The risk for monkeypox in the U.S. is low, according to a White House official. 

Dr. Raj Panjabi, Senior Director for Global Health Security and Biodefense at the National Security Council, told NPR that the generally mild viral infection that causes flu-like symptoms has not been severe in the 10 or so assumed cases seen in the U.S.

“Historically in countries with weaker health care systems less than 1% of patients have died from this milder strain,” Panjabi said. “We have access to vaccines and even treatments here in the U.S., and so the risk we believe is substantially lower.”

Panjabi added that all patients recovered in previous U.S. outbreaks of the infection. Only one case so far in the U.S. has been confirmed—over in Massachusetts in mid-May—but others are believed to have been spread in New York, Florida and Utah, according to the Centers for Disease Control and Prevention. The infection—which has seen 25 cases reported in the Montreal area–usually spreads via skin-to-skin contact due to someone having rashes or lesions. 

“What we’re talking about here is close contact,” said the CDC’s Capt. Jennifer McQuiston. “It’s not a situation where if you’re passing someone in the grocery store, they’re going to be at risk for monkeypox.”
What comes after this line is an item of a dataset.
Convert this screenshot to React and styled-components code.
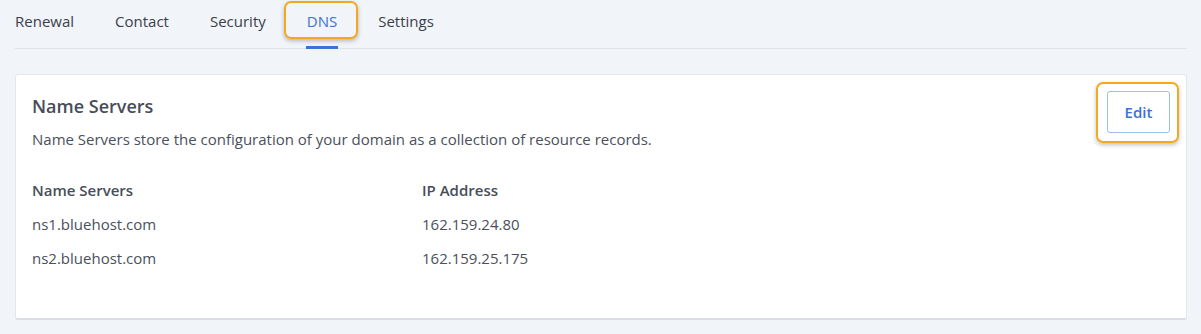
import React from 'react';
import styled, { createGlobalStyle } from 'styled-components';

const GlobalStyle = createGlobalStyle`
  body {
    margin: 0;
    background: #f1f4f8;
    font-family: "Open Sans", "Liberation Sans", sans-serif;
    color: #4a505c;
  }
`;

const Page = styled.div`
  padding: 0 14px 0 15px;
`;

const Tabs = styled.nav`
  display: flex;
  gap: 41px;
  height: 48px;
  border-bottom: 1px solid #dfe3e8;
`;

const Tab = styled.div`
  position: relative;
  display: flex;
  align-items: center;
  height: 42px;
  font-size: 15px;
  color: ${(p) => (p.active ? '#3a72d6' : '#3b414c')};

  &::after {
    content: '';
    display: ${(p) => (p.active ? 'block' : 'none')};
    position: absolute;
    left: -1px;
    right: -1px;
    bottom: -7px;
    height: 3px;
    background: #3a72d6;
  }
`;

const Highlight = styled.span`
  position: absolute;
  left: ${(p) => p.l}px;
  right: ${(p) => p.r}px;
  top: ${(p) => p.t}px;
  bottom: ${(p) => p.b}px;
  border: 2px solid #f3a81f;
  border-radius: 7px;
  box-shadow: 0 2px 4px rgba(0, 0, 0, 0.25);
  pointer-events: none;
`;

const Card = styled.section`
  position: relative;
  margin-top: 25px;
  height: 246px;
  background: #fff;
  border: 1px solid #e4e8ed;
  border-bottom: 2px solid #d9dfe6;
  border-radius: 3px;
  box-sizing: border-box;
  padding: 18px 16px 0 16px;
`;

const Header = styled.div`
  display: flex;
  justify-content: space-between;
  align-items: flex-start;
`;

const Title = styled.h2`
  margin: 1px 0 0;
  font-size: 18px;
  font-weight: 600;
  color: #474d59;
`;

const Desc = styled.p`
  margin: 11px 0 0;
  font-size: 15px;
  color: #4a505c;
`;

const EditWrap = styled.div`
  position: relative;
  margin: -2px 0 0;
`;

const EditButton = styled.button`
  width: 63px;
  height: 42px;
  background: #fff;
  border: 1px solid #9bbcef;
  border-radius: 3px;
  color: #3a72d6;
  font-family: inherit;
  font-size: 15px;
  font-weight: 600;
`;

const Table = styled.div`
  display: grid;
  grid-template-columns: 390px 1fr;
  margin-top: 31px;
  row-gap: 14px;
`;

const Cell = styled.div`
  font-size: 15px;
  line-height: 20px;
  font-weight: ${(p) => (p.head ? 600 : 400)};
  color: ${(p) => (p.head ? '#474d59' : '#4a505c')};
`;

const tabs = ['Renewal', 'Contact', 'Security', 'DNS', 'Settings'];
const rows = [
  ['ns1.bluehost.com', '162.159.24.80'],
  ['ns2.bluehost.com', '162.159.25.175'],
];

export default function App() {
  return (
    <>
      <GlobalStyle />
      <Page>
        <Tabs>
          {tabs.map((t) => (
            <Tab key={t} active={t === 'DNS'}>
              {t}
              {t === 'DNS' && <Highlight l={-23} r={-21} t={1} b={3} />}
            </Tab>
          ))}
        </Tabs>
        <Card>
          <Header>
            <div>
              <Title>Name Servers</Title>
              <Desc>Name Servers store the configuration of your domain as a collection of resource records.</Desc>
            </div>
            <EditWrap>
              <EditButton>Edit</EditButton>
              <Highlight l={-11} r={-9} t={-9} b={-10} />
            </EditWrap>
          </Header>
          <Table>
            <Cell head>Name Servers</Cell>
            <Cell head>IP Address</Cell>
            {rows.map(([n, ip]) => (
              <React.Fragment key={n}>
                <Cell>{n}</Cell>
                <Cell>{ip}</Cell>
              </React.Fragment>
            ))}
          </Table>
        </Card>
      </Page>
    </>
  );
}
The World Health Organization, on the other hand, shared on Monday that it is too soon to tell if the outbreak could cause a global pandemic. The WHO revealed that there are “still many unknowns” with monkeypox, but that risks to the general public remain low, per CNBC.

Still, the WHO’s technical lead for monkeypox, Rosamund Lewis, shared that they are currently “not concerned” about another global pandemic in regards to monkeypox. As Lewis explains, cases should “be manageable through contact tracing and isolation” and there is a “window” to prevent the spread of it. 

“We don’t want people to panic or be afraid and think that it’s like Covid or maybe worse,” said Sylvie Briand, the WHO’s director of epidemic and pandemic preparedness and prevention.

Over in Canada, Quebec’s public health director Luc Boileau says that a huge number of cases isn’t expected, and the spread is nothing like what was seen with COVID-19. Still, a smallpox vaccine is being given out to those most vulnerable to catching monkeypox in the area, in an effort to help curb any spread.